» Records provided:
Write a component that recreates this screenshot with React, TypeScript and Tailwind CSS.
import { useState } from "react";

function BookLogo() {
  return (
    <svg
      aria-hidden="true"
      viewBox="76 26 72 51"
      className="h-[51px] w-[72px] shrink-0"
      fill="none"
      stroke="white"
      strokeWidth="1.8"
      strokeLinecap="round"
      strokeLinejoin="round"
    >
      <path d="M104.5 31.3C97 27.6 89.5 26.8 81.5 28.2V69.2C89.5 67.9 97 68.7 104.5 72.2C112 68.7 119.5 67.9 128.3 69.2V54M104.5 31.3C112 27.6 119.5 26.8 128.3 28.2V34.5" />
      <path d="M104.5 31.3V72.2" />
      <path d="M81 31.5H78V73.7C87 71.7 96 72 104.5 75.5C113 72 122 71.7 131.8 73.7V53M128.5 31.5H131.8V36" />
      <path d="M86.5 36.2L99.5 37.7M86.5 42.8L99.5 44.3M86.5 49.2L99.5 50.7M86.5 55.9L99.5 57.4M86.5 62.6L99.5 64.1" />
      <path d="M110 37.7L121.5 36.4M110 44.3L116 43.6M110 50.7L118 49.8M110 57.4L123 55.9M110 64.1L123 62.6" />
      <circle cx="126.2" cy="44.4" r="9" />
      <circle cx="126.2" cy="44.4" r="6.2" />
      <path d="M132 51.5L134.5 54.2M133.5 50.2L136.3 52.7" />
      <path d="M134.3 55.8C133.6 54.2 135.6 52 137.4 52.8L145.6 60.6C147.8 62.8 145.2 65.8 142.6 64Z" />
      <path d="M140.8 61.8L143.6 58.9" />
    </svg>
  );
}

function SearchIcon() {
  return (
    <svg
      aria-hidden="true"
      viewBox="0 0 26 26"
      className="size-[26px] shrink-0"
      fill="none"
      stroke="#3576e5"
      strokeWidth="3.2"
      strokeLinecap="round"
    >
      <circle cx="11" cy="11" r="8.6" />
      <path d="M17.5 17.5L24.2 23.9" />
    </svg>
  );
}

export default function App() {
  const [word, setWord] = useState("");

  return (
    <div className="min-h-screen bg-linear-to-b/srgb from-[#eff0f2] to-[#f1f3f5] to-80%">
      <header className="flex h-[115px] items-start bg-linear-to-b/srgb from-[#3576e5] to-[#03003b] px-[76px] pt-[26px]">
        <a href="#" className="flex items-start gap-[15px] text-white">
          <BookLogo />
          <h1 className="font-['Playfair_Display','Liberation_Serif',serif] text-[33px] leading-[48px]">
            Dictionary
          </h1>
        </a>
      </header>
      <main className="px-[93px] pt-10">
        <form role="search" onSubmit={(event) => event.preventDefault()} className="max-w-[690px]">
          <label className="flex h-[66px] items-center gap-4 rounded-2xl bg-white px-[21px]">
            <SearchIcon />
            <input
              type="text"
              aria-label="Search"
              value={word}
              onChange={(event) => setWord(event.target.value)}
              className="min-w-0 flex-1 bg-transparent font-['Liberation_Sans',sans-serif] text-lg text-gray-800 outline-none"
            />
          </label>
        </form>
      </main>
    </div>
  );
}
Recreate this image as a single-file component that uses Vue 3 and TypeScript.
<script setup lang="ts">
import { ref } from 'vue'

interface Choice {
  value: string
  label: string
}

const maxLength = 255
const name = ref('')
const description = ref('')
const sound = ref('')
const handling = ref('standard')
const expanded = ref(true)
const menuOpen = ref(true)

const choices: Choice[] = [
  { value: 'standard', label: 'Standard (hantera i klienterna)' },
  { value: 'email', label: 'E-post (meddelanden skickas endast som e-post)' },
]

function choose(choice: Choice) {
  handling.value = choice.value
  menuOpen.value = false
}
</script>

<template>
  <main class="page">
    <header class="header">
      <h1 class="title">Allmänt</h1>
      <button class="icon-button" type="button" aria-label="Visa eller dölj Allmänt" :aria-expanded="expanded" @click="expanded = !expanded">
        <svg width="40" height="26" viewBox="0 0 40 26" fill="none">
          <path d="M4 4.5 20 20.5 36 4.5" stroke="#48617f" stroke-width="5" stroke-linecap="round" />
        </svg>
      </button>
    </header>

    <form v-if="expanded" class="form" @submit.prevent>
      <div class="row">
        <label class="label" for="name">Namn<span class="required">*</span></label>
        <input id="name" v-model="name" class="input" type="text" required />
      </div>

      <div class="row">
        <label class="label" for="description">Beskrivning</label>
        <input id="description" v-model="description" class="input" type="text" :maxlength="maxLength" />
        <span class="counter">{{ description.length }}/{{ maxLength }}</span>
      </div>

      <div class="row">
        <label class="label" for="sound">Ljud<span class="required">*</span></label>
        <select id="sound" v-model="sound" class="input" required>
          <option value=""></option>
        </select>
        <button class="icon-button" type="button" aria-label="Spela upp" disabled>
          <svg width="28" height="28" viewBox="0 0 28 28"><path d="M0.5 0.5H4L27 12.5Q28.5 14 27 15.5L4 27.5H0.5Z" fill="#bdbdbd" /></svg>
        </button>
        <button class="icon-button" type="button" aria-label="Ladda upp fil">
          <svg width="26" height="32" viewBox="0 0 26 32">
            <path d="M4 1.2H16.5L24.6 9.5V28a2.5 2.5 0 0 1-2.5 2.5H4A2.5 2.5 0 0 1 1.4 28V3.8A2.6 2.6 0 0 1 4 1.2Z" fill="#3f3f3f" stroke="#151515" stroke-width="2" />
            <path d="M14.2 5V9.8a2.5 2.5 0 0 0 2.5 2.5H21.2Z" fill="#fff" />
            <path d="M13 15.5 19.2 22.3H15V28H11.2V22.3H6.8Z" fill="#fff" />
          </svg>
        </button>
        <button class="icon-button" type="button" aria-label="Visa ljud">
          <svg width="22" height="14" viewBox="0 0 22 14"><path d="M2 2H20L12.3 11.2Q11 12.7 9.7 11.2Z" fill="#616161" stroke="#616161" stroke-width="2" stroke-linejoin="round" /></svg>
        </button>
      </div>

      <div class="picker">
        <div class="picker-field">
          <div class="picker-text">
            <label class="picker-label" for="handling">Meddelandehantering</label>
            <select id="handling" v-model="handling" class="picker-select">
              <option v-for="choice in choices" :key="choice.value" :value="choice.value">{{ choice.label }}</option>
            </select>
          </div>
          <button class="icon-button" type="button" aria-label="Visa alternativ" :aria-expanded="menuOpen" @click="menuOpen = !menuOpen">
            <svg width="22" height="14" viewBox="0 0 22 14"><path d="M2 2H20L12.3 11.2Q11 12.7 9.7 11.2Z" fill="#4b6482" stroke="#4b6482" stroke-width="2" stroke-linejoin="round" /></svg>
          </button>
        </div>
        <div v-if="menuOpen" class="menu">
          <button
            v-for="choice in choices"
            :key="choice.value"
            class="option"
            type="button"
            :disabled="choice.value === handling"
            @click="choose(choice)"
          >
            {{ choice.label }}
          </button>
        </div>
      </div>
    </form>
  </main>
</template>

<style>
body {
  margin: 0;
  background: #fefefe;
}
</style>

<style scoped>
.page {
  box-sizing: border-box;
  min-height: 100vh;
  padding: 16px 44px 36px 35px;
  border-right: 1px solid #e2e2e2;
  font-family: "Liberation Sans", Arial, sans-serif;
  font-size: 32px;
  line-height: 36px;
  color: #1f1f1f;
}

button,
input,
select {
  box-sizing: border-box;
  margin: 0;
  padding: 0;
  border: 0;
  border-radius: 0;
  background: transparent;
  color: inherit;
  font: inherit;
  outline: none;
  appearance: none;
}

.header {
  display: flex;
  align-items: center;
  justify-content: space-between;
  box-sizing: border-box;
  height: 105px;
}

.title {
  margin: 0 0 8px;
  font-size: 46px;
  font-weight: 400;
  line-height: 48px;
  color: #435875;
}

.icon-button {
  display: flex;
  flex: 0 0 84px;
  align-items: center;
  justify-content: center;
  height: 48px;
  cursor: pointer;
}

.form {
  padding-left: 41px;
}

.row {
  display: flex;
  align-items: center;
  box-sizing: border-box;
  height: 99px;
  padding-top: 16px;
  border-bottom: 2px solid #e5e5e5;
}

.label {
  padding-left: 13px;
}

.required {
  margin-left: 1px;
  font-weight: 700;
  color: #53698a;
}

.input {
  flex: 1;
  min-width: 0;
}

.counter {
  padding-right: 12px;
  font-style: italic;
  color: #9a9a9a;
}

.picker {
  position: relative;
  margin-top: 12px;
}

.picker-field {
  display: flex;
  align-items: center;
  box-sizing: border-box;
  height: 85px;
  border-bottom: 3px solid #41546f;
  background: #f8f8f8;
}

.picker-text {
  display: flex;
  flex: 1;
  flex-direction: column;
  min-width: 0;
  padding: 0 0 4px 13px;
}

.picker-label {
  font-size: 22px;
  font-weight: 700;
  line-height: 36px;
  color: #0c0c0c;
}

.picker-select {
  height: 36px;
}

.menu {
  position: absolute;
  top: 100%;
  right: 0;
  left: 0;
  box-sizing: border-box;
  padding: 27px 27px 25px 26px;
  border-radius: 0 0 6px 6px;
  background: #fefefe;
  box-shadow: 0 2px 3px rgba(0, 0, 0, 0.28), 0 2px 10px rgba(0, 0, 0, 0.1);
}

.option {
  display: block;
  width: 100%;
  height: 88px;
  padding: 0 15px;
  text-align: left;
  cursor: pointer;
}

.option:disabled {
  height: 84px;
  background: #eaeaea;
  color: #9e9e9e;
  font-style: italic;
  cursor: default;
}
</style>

» What to produce: Quote in full each line from the top of the records above through the line with "const [word, setWord]"; stop after that line.

» Expected output:
Write a component that recreates this screenshot with React, TypeScript and Tailwind CSS.
import { useState } from "react";

function BookLogo() {
  return (
    <svg
      aria-hidden="true"
      viewBox="76 26 72 51"
      className="h-[51px] w-[72px] shrink-0"
      fill="none"
      stroke="white"
      strokeWidth="1.8"
      strokeLinecap="round"
      strokeLinejoin="round"
    >
      <path d="M104.5 31.3C97 27.6 89.5 26.8 81.5 28.2V69.2C89.5 67.9 97 68.7 104.5 72.2C112 68.7 119.5 67.9 128.3 69.2V54M104.5 31.3C112 27.6 119.5 26.8 128.3 28.2V34.5" />
      <path d="M104.5 31.3V72.2" />
      <path d="M81 31.5H78V73.7C87 71.7 96 72 104.5 75.5C113 72 122 71.7 131.8 73.7V53M128.5 31.5H131.8V36" />
      <path d="M86.5 36.2L99.5 37.7M86.5 42.8L99.5 44.3M86.5 49.2L99.5 50.7M86.5 55.9L99.5 57.4M86.5 62.6L99.5 64.1" />
      <path d="M110 37.7L121.5 36.4M110 44.3L116 43.6M110 50.7L118 49.8M110 57.4L123 55.9M110 64.1L123 62.6" />
      <circle cx="126.2" cy="44.4" r="9" />
      <circle cx="126.2" cy="44.4" r="6.2" />
      <path d="M132 51.5L134.5 54.2M133.5 50.2L136.3 52.7" />
      <path d="M134.3 55.8C133.6 54.2 135.6 52 137.4 52.8L145.6 60.6C147.8 62.8 145.2 65.8 142.6 64Z" />
      <path d="M140.8 61.8L143.6 58.9" />
    </svg>
  );
}

function SearchIcon() {
  return (
    <svg
      aria-hidden="true"
      viewBox="0 0 26 26"
      className="size-[26px] shrink-0"
      fill="none"
      stroke="#3576e5"
      strokeWidth="3.2"
      strokeLinecap="round"
    >
      <circle cx="11" cy="11" r="8.6" />
      <path d="M17.5 17.5L24.2 23.9" />
    </svg>
  );
}

export default function App() {
  const [word, setWord] = useState("");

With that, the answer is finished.